When they came to the Valley of Ants, an ant said:
“O ants! Enter your dwellings, lest Solomon and his hosts should trample on you while they are unaware.”
Whereat he smiled, amused at its words, and he said,
“My Lord! Inspire me to give thanks for Your blessing with which You have blessed me and my parents, and that I may do righteous deeds which please You, and admit me, by Your mercy, among Your righteous servants.”
The context for this is Scripture recording that Solomon possessed great wisdom, and spoke “of” the birds and animals. The Qur’anic author, following the Second Targum of Esther, hyperbolicly reimagines this as speaking “to” the birds and animals:
Solomon inherited from David, and he said, “O people! We have been taught the speech of the birds, and we have been given out of everything. This indeed is a clear advantage.”
The imaginative retelling of course has a point. It is from an animal, and not from the Queen of Sheba, that Solomon learns of that beauty to the south. And it is even from Solomon’s interrogation of a bird that the conversation begins. Solomon is the center of action in this story. He’s the only protagonist.
He reviewed the birds, and said, “Why do I not see the hoopoe? Or is he absent? I will punish him with a severe punishment, or I will behead him, unless he brings me a credible excuse.”
He did not stay for long and said, “I have aligned on something which you have not alighted on, and I have brought you from Sheba a definite report.”

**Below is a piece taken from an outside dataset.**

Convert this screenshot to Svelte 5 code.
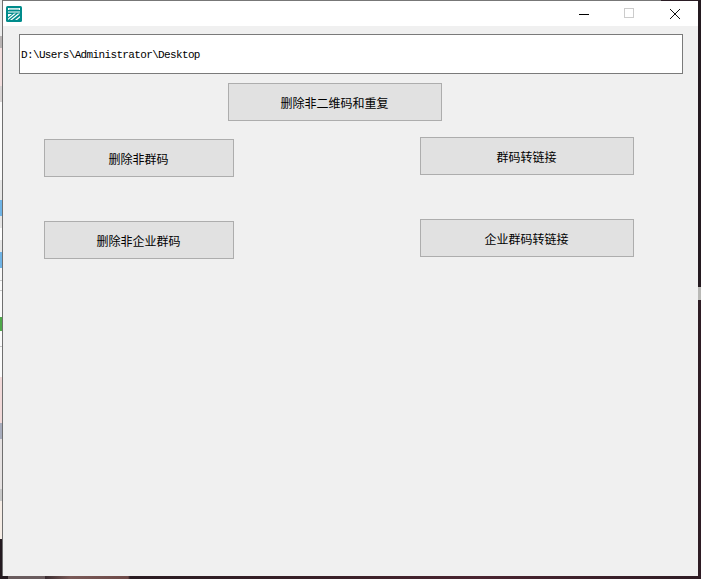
<script>
	const leftButtons = ['删除非群码', '删除非企业群码'];
	const rightButtons = ['群码转链接', '企业群码转链接'];
	// bits of the desktop that show down the left edge of the window
	const strip = [
		{ h: 36, c: '#ececec' },
		{ h: 12, c: '#b9b4b4' },
		{ h: 38, c: '#f3dfdf' },
		{ h: 16, c: '#d9d4d4' },
		{ h: 78, c: '#fbfbfb' },
		{ h: 14, c: '#e6e6e6' },
		{ h: 6, c: '#e6e6e6' },
		{ h: 16, c: '#6fb4e6' },
		{ h: 12, c: '#e6e6e6' },
		{ h: 12, c: '#ffffff' },
		{ h: 12, c: '#e6e6e6' },
		{ h: 16, c: '#6fb4e6' },
		{ h: 12, c: '#f8f8f8' },
		{ h: 1, c: '#c8c8c8' },
		{ h: 9, c: '#fbfbfb' },
		{ h: 1, c: '#c8c8c8' },
		{ h: 26, c: '#fbfbfb' },
		{ h: 14, c: '#4fa94a' },
		{ h: 15, c: '#fbfbfb' },
		{ h: 1, c: '#c8c8c8' },
		{ h: 30, c: '#fbfbfb' },
		{ h: 46, c: '#f1d9d9' },
		{ h: 16, c: '#a8adbd' },
		{ h: 50, c: '#e6e2e2' },
		{ h: 12, c: '#c9c9c9' },
		{ h: 38, c: '#f6ede6' },
		{ h: 38, c: '#241a20' }
	];
</script>

<div class="desktop">
	<div class="strip">
		{#each strip as s}
			<span style="height: {s.h}px; background: {s.c}"></span>
		{/each}
	</div>
	<div class="window">
		<div class="topline"></div>
		<header class="titlebar">
			<svg class="app-icon" width="16" height="16" viewBox="0 0 16 16">
				<rect width="16" height="16" rx="1.5" fill="#008c8c" />
				<rect x="2" y="2" width="12" height="2" fill="#fff" />
				<rect x="3" y="2.8" width="10" height=".6" fill="#008c8c" />
				<path d="M2 6h12" stroke="#fff" />
				<path d="M2 8h4L2 11zM8 7.5h2L2 14v-1.5zM12 7.5h2L6 14H4zM14 10v1.5L11 14H9z" fill="#fff" />
			</svg>
			<div class="controls">
				<svg width="12" height="12" viewBox="0 0 12 12"><path d="M1 6.5h10" stroke="#000" fill="none" /></svg>
				<svg width="11" height="11" viewBox="0 0 11 11"><rect x=".5" y=".5" width="9" height="9" stroke="#ccc" fill="none" /></svg>
				<svg width="12" height="12" viewBox="0 0 12 12"><path d="M1 1l10 10M11 1L1 11" stroke="#111" fill="none" /></svg>
			</div>
		</header>
		<main class="content">
			<div class="path">D:\Users\Administrator\Desktop</div>
			<div class="center">
				<button class="wide">删除非二维码和重复</button>
			</div>
			<div class="columns">
				<div class="col left">
					{#each leftButtons as b}
						<button class="narrow">{b}</button>
					{/each}
				</div>
				<div class="col right">
					{#each rightButtons as b}
						<button class="wide">{b}</button>
					{/each}
				</div>
			</div>
		</main>
	</div>
</div>

<style>
	:global(body) {
		margin: 0;
		background: #1f1820;
	}

	.desktop {
		width: 701px;
		height: 579px;
		overflow: hidden;
		display: flex;
		background:
			linear-gradient(#241a20, #241a20) 698px 0 / 3px 287px no-repeat,
			linear-gradient(#b9b9b6, #b9b9b6) 698px 287px / 3px 13px no-repeat,
			linear-gradient(90deg, #241a20 8px, #6a5c5e 8px, #6a5c5e 45px, #3a2c30 45px, #7a5a58 70px, #6e4a48 128px, #2a1c22 130px, #3a2028 340px, #4a2430 480px, #2e1c24 701px);
	}

	.strip {
		width: 2px;
		display: flex;
		flex-direction: column;
		flex: none;
	}

	.strip span {
		display: block;
		flex: none;
	}

	.window {
		width: 696px;
		height: 576px;
		box-sizing: border-box;
		border-left: 1px solid #6f6f6f;
		display: flex;
		flex-direction: column;
		background: #f0f0f0;
	}

	.topline {
		height: 1px;
		flex: none;
		background: linear-gradient(90deg, #777 658px, #2a1c24 658px);
	}

	.titlebar {
		height: 25px;
		flex: none;
		background: #fff;
		display: flex;
		align-items: center;
		justify-content: space-between;
		padding-left: 3px;
	}

	.controls {
		display: flex;
		align-items: center;
		gap: 34px;
		padding-right: 17px;
	}

	.content {
		padding: 8px 15px 0 16px;
	}

	.path {
		height: 40px;
		box-sizing: border-box;
		border: 1px solid #7a7a7a;
		background: #fff;
		display: flex;
		align-items: center;
		padding: 1px 0 0 1px;
		font: 11px 'Liberation Mono', 'Noto Sans CJK SC', monospace;
		letter-spacing: -0.64px;
		color: #000;
	}

	.center {
		margin-top: 9px;
		padding-left: 209px;
	}

	button {
		display: block;
		height: 38px;
		padding: 0 1px 0 0;
		box-sizing: border-box;
		border: 1px solid #adadad;
		background: #e1e1e1;
		color: #000;
		font: 12px 'Noto Sans CJK SC', sans-serif;
	}

	.wide {
		width: 214px;
	}

	.narrow {
		width: 190px;
	}

	.columns {
		display: flex;
	}

	.col {
		display: flex;
		flex-direction: column;
		gap: 44px;
	}

	.left {
		margin: 18px 0 0 25px;
	}

	.right {
		margin: 16px 0 0 186px;
	}
</style>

The report of the Queen of Sheba. But here there’s a small, but important, difference with the Second Targum of Esther. In that book Queen of Sheba was worshiping the Sea, emphasizing her femininity. But here we see the Queen of Sheba worshiping the Sun. Because the Qur’anic author (like both Catholics and Arians) emphasizes that God is the Light, Sheba is not seductively worshiping femininity, but worshiping the True Light through the intermediary of the Sun:
“I found a woman ruling over them, and she has been given everything, and she has a great thrown. I found her and her people prostrating to the sun instead of God, and Satan has made their deeds seem decorous to them — thus he has barred them from the Way, so that they are not guided.
Solomon as God, Sheba as the “Church” or “Israel”

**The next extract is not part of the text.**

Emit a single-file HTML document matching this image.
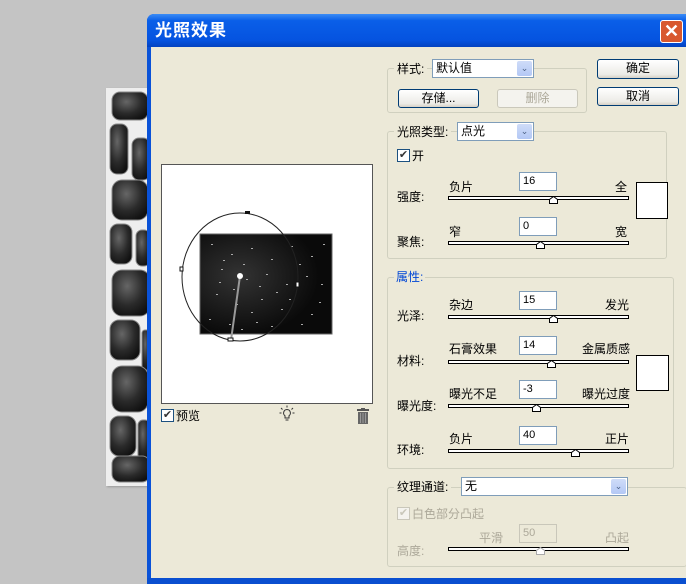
<!DOCTYPE html>
<html><head><meta charset="utf-8"><style>
*{margin:0;padding:0;box-sizing:border-box}
body{width:686px;height:584px;background:#c4c4c4;position:relative;overflow:hidden;font-family:"Liberation Sans","Noto Sans CJK SC",sans-serif;font-size:12px;color:#000}
.a{position:absolute}
.t{position:absolute;font-size:12px;line-height:14px;white-space:nowrap}
.inp{position:absolute;background:#fff;border:1px solid #7f9db9;font-size:11px;padding-left:3px;line-height:16px;width:38px;height:19px}
.btn{position:absolute;border:1px solid #003c74;border-radius:3px;background:linear-gradient(#fff,#ecebe6 80%,#d6d0c5);text-align:center;font-size:12px;line-height:16px}
.sel{position:absolute;background:#fff;border:1px solid #7f9db9;height:19px;font-size:12px;line-height:17px;padding-left:3px}
.sel i{position:absolute;right:1px;top:1px;width:15px;height:15px;background:linear-gradient(#cfdcf8,#b3c8f5);border-radius:2px;color:#4d6185;font-style:normal;font-size:9px;text-align:center;line-height:15px}
.grp{position:absolute;border:1px solid #d0d0bf;border-radius:3px}
.sl{position:absolute;height:4px;border:1px solid #000;background:#fff;width:181px;left:448px}
.th{position:absolute;width:9px;height:8px}
.sw{position:absolute;background:#fff;border:1px solid #000}
.cb{position:absolute;width:13px;height:13px;border:1px solid #1c5180;background:#fff;font-size:11px;line-height:11px;text-align:center;color:#333}
</style></head><body>
<!-- texture strip -->
<div class="a" style="left:106px;top:88px;width:44px;height:398px;background:#eee;box-shadow:1px 1px 2px #999"></div>
<svg class="a" style="left:108px;top:90px" width="42" height="394">
<defs><radialGradient id="s" cx="0.4" cy="0.35" r="0.7"><stop offset="0" stop-color="#666"/><stop offset="0.6" stop-color="#2a2a2a"/><stop offset="1" stop-color="#111"/></radialGradient></defs>
<g fill="url(#s)" stroke="#888" stroke-width="1">
<rect x="4" y="2" width="36" height="28" rx="8"/><rect x="2" y="34" width="18" height="50" rx="7"/><rect x="24" y="48" width="18" height="42" rx="7"/>
<rect x="4" y="90" width="36" height="40" rx="10"/><rect x="2" y="134" width="22" height="40" rx="8"/><rect x="28" y="140" width="14" height="36" rx="6"/>
<rect x="4" y="180" width="38" height="46" rx="10"/><rect x="2" y="230" width="30" height="40" rx="9"/><rect x="34" y="240" width="8" height="40" rx="3"/>
<rect x="4" y="276" width="36" height="46" rx="10"/><rect x="2" y="326" width="26" height="40" rx="9"/><rect x="30" y="330" width="12" height="40" rx="5"/>
<rect x="4" y="366" width="38" height="26" rx="8"/></g></svg>
<!-- dialog -->
<div class="a" style="left:147px;top:14px;width:545px;height:570px;background:#0a52d8;border-radius:7px 7px 0 0"></div>
<div class="a" style="left:147px;top:14px;width:545px;height:33px;background:linear-gradient(#3b8cf5,#0a5fe8 20%,#0553e0 80%,#0342c0);border-radius:7px 7px 0 0"></div>
<div class="t" style="left:155px;top:21px;color:#fff;font-size:17px;line-height:20px;font-weight:bold;letter-spacing:1px">光照效果</div>
<div class="a" style="left:660px;top:20px;width:23px;height:23px;background:#d8582e;border:1px solid #fff;border-radius:3px;color:#fff;text-align:center;font-size:18px;line-height:20px;font-weight:bold">✕</div>
<div class="a" style="left:151px;top:47px;width:540px;height:531px;background:#ece9d8"></div>
<!-- preview -->
<div class="a" style="left:161px;top:164px;width:212px;height:240px;background:#fff;border:1px solid #555"></div>
<svg class="a" style="left:161px;top:164px" width="212" height="240">
<defs><radialGradient id="g" cx="0.3" cy="0.42" r="0.6"><stop offset="0" stop-color="#333"/><stop offset="1" stop-color="#0a0a0a"/></radialGradient></defs>
<rect x="39" y="70" width="132" height="100" fill="url(#g)" stroke="#666"/>
<g fill="#aaa">
<rect x="50" y="80" width="2" height="1"/><rect x="70" y="90" width="2" height="1"/><rect x="90" y="84" width="2" height="1"/><rect x="110" y="95" width="2" height="1"/><rect x="130" y="82" width="2" height="1"/><rect x="150" y="92" width="2" height="1"/><rect x="60" y="105" width="2" height="1"/><rect x="85" y="115" width="2" height="1"/><rect x="105" y="110" width="2" height="1"/><rect x="125" y="120" width="2" height="1"/><rect x="145" y="112" width="2" height="1"/><rect x="55" y="130" width="2" height="1"/><rect x="75" y="140" width="2" height="1"/><rect x="100" y="135" width="2" height="1"/><rect x="120" y="145" width="2" height="1"/><rect x="158" y="138" width="2" height="1"/><rect x="48" y="155" width="2" height="1"/><rect x="68" y="160" width="2" height="1"/><rect x="95" y="158" width="2" height="1"/><rect x="140" y="160" width="2" height="1"/><rect x="62" y="96" width="2" height="1"/><rect x="82" y="100" width="2" height="1"/><rect x="138" y="100" width="2" height="1"/><rect x="115" y="128" width="2" height="1"/><rect x="90" y="148" width="2" height="1"/><rect x="150" y="150" width="2" height="1"/>
<rect x="58" y="118" width="2" height="1"/><rect x="72" y="125" width="2" height="1"/><rect x="98" y="122" width="2" height="1"/><rect x="128" y="135" width="2" height="1"/><rect x="162" y="80" width="2" height="1"/><rect x="160" y="120" width="2" height="1"/><rect x="110" y="162" width="2" height="1"/><rect x="80" y="165" width="2" height="1"/>
</g>
<ellipse cx="79" cy="113" rx="58" ry="64" fill="none" stroke="#222" stroke-width="1"/>
<line x1="79" y1="112" x2="70" y2="176" stroke="#999" stroke-width="2"/>
<circle cx="79" cy="112" r="3" fill="#fff"/>
<rect x="84" y="47" width="5" height="3" fill="#111"/><rect x="19" y="103" width="3" height="4" fill="#fff" stroke="#111"/><rect x="135" y="118" width="3" height="5" fill="#fff" stroke="#111"/><rect x="67" y="174" width="5" height="3" fill="#fff" stroke="#111"/>
</svg>
<div class="cb" style="left:161px;top:409px">✔</div>
<div class="t" style="left:176px;top:409px">预览</div>
<svg class="a" style="left:279px;top:405px" width="16" height="18"><g fill="none" stroke="#333" stroke-width="1"><path d="M8 4.5a3.5 3.5 0 0 0-2 6.3V13h4v-2.2a3.5 3.5 0 0 0-2-6.3z"/><path d="M6.5 15h3M8 0.5v2M2 3l1.5 1.5M14 3l-1.5 1.5M0.5 8h2M13.5 8h2"/></g></svg>
<svg class="a" style="left:356px;top:408px" width="14" height="17"><rect x="1" y="1" width="12" height="2" fill="#555"/><rect x="5" y="0" width="4" height="1" fill="#555"/><rect x="2" y="4" width="10" height="12" fill="#666"/><g stroke="#999"><path d="M4.5 5v10M7 5v10M9.5 5v10"/></g></svg>
<!-- group 1 -->
<div class="grp" style="left:387px;top:68px;width:200px;height:45px"></div>
<div class="t" style="left:394px;top:62px;background:#ece9d8;padding:0 3px">样式:</div>
<div class="sel" style="left:432px;top:59px;width:102px">默认值<i>⌄</i></div>
<div class="btn" style="left:398px;top:89px;width:81px;height:19px">存储...</div>
<div class="btn" style="left:497px;top:89px;width:81px;height:19px;border-color:#cac8bb;color:#aca899;background:#f4f3ee">删除</div>
<div class="btn" style="left:597px;top:59px;width:82px;height:20px">确定</div>
<div class="btn" style="left:597px;top:87px;width:82px;height:19px">取消</div>
<!-- group 2 -->
<div class="grp" style="left:387px;top:131px;width:280px;height:128px"></div>
<div class="t" style="left:394px;top:125px;background:#ece9d8;padding:0 3px">光照类型:</div>
<div class="sel" style="left:457px;top:122px;width:77px">点光<i>⌄</i></div>
<div class="cb" style="left:397px;top:149px">✔</div>
<div class="t" style="left:412px;top:149px">开</div>
<div class="t" style="left:397px;top:190px">强度:</div>
<div class="t" style="left:449px;top:180px">负片</div>
<div class="inp" style="left:519px;top:172px">16</div>
<div class="t" style="left:615px;top:180px">全</div>
<div class="sl" style="top:196px"></div>
<svg class="th" style="left:549px;top:196px"><path d="M0.5 7.5V3.5L4.5 0.5L8.5 3.5V7.5Z" fill="#fff" stroke="#000"/></svg>
<div class="sw" style="left:636px;top:182px;width:32px;height:37px"></div>
<div class="t" style="left:397px;top:235px">聚焦:</div>
<div class="t" style="left:449px;top:225px">窄</div>
<div class="inp" style="left:519px;top:217px">0</div>
<div class="t" style="left:615px;top:225px">宽</div>
<div class="sl" style="top:241px"></div>
<svg class="th" style="left:536px;top:241px"><path d="M0.5 7.5V3.5L4.5 0.5L8.5 3.5V7.5Z" fill="#fff" stroke="#000"/></svg>
<!-- group 3 -->
<div class="grp" style="left:387px;top:277px;width:287px;height:192px"></div>
<div class="t" style="left:394px;top:270px;background:#ece9d8;padding:0 2px;color:#0046d5">属性:</div>
<div class="t" style="left:397px;top:309px">光泽:</div>
<div class="t" style="left:449px;top:298px">杂边</div>
<div class="inp" style="left:519px;top:291px">15</div>
<div class="t" style="left:605px;top:298px">发光</div>
<div class="sl" style="top:315px"></div>
<svg class="th" style="left:549px;top:315px"><path d="M0.5 7.5V3.5L4.5 0.5L8.5 3.5V7.5Z" fill="#fff" stroke="#000"/></svg>
<div class="t" style="left:397px;top:354px">材料:</div>
<div class="t" style="left:449px;top:342px">石膏效果</div>
<div class="inp" style="left:519px;top:336px">14</div>
<div class="t" style="left:582px;top:342px">金属质感</div>
<div class="sl" style="top:360px"></div>
<svg class="th" style="left:547px;top:360px"><path d="M0.5 7.5V3.5L4.5 0.5L8.5 3.5V7.5Z" fill="#fff" stroke="#000"/></svg>
<div class="sw" style="left:636px;top:355px;width:33px;height:36px"></div>
<div class="t" style="left:397px;top:399px">曝光度:</div>
<div class="t" style="left:449px;top:387px">曝光不足</div>
<div class="inp" style="left:519px;top:380px">-3</div>
<div class="t" style="left:582px;top:387px">曝光过度</div>
<div class="sl" style="top:404px"></div>
<svg class="th" style="left:532px;top:404px"><path d="M0.5 7.5V3.5L4.5 0.5L8.5 3.5V7.5Z" fill="#fff" stroke="#000"/></svg>
<div class="t" style="left:397px;top:443px">环境:</div>
<div class="t" style="left:449px;top:432px">负片</div>
<div class="inp" style="left:519px;top:426px">40</div>
<div class="t" style="left:605px;top:432px">正片</div>
<div class="sl" style="top:449px"></div>
<svg class="th" style="left:571px;top:449px"><path d="M0.5 7.5V3.5L4.5 0.5L8.5 3.5V7.5Z" fill="#fff" stroke="#000"/></svg>
<!-- group 4 -->
<div class="grp" style="left:387px;top:487px;width:300px;height:80px"></div>
<div class="t" style="left:394px;top:480px;background:#ece9d8;padding:0 3px">纹理通道:</div>
<div class="sel" style="left:461px;top:477px;width:167px">无<i>⌄</i></div>
<div class="cb" style="left:397px;top:507px;border-color:#c9c7ba;color:#c9c7ba;background:#f4f3ee">✔</div>
<div class="t" style="left:412px;top:507px;color:#aca899">白色部分凸起</div>
<div class="t" style="left:397px;top:544px;color:#aca899">高度:</div>
<div class="t" style="left:479px;top:531px;color:#aca899">平滑</div>
<div class="inp" style="left:519px;top:524px;background:#ece9d8;border-color:#c9c7ba;color:#aca899">50</div>
<div class="t" style="left:605px;top:531px;color:#aca899">凸起</div>
<div class="sl" style="top:547px"></div>
<svg class="th" style="left:536px;top:547px"><path d="M0.5 7.5V3.5L4.5 0.5L8.5 3.5V7.5Z" fill="#fff" stroke="#aaa"/></svg>
<div class="a" style="left:147px;top:578px;width:545px;height:6px;background:#0a4fd0"></div>
</body></html>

The analogy becomes thin here, as Solomon’s God-like position is made explicit. Sheba, closest Qur’anic personification to the Church (or Israel), receives a Book over the air (by spirit, in the form of a bird).
Solomon said to the bird:
“Take this letter of mine and deliver it to them. Then draw away form them and observe what they return.”
She said, “O elite! A noble letter has indeed been delivered to me! It is from Solomon, and it begins in the Name of God, the All-Beneficent, the All-Merciful:
“Do not defy me, and come to me in submission.”
To the Qur’anic author, God wants a Marian heart, a heart of pondering and submission, and not the use of intermediaries or “gods”-on-earth. No intermediary is needed to worship God, but God will use intermediaries for His will be done. As God used Cyrus to re-build the temple, and even the Romans to crucify Christ, so Solomon used Jinn to bring him the Queen of Sheba’s thrown:
He said, “O elite! Which of you will bring me her throne before they come to me in submission! An afreet from among the jinn said, “I will bring it you before you rise from your place. I have the power to do it and I am trustworthy.”
It was said to her, “Enter the palace.” So when she saw it, she supposed it to be a pool of water, and she bared her shanks. She said, “it is a palace paved with crystal.” She said, “My Lord! I have indeed wronged myself, and I submit with Solomon to God, the Lord of All the Worlds.”
Intro and Extro
The same lessons of the story are presented abstractly across the beginning and end of the chapter. God is One intelligence and One desire. His burning can be experienced across creation. He knows all, and others can at best respond to Him. All of creation will see Him at last, according to the Qur’anic author, and even the Beast will prophecy towards Him. He knows you — He knows what is beloved does, and where she walks, and where she rests along the way.
When Moses said to his family, “Indeed, I descry a fire! I will bring you some news from it, or bring you a firebrand so that you may warm yourselves.”
When he came to it, he was called: “Blessed is He who is in the fire and who is around it, and immaculate is God, the Lord of all the Worlds.”
It is through the Logos that God knows all things, as Solomon knew many things through his wisdom:
Say, “No one in the heavens or the earth knows the Unseen except God, nor are they aware when they will be resurrected.”
There is no invisible thing in the heaven or the earth but it is in a manifest Book.
No individual, according to the Qur’anic author, has the supernatural gifts of Christ, but all have a share in the universal cal to prophethood:
You cannot make the dead hear, nor can you make the deaf hear your call when they turn their backs, nor can you lead the blind out of their error .You can make only those who hear you who believe in Our signs and have submitted.
In the Eschaton, the last things, all will see the Truth. That which survives in all things pointed to God all along. From Caiaphas the High Priest, to the Beast, the right order for all of them was pointing to God:
When the Word falls upon them, We will bring out for them a Beast from the earth who will tell them the people had no faith in Our signs. On that day We will resurrect from every nation a group of those who denied Our signs, and they will be held in check.
All will submit:
The day when the trumpet is blown, whoever is in the heavens and whoever is int he earth will be terrified, except such as God wishes, and all will come to Him in utter humility.
And all will praise the Omniscient.
And say, “All praise belongs to God. Soon He will show you His signs and you will recognize them.”
Your Lord is not oblivious of what you do.
C.S. Lewis wrote that in affection we love unconditionally, in friendship we desire a naked personality, and in eros we desire a naked body. Eros is incarnate form of love. In the incarnate reality of Solomon and the Queen of Sheba as retold by the Qur’anic author, we see something of the God using His Spirit and Logos to draw all things towards Himself.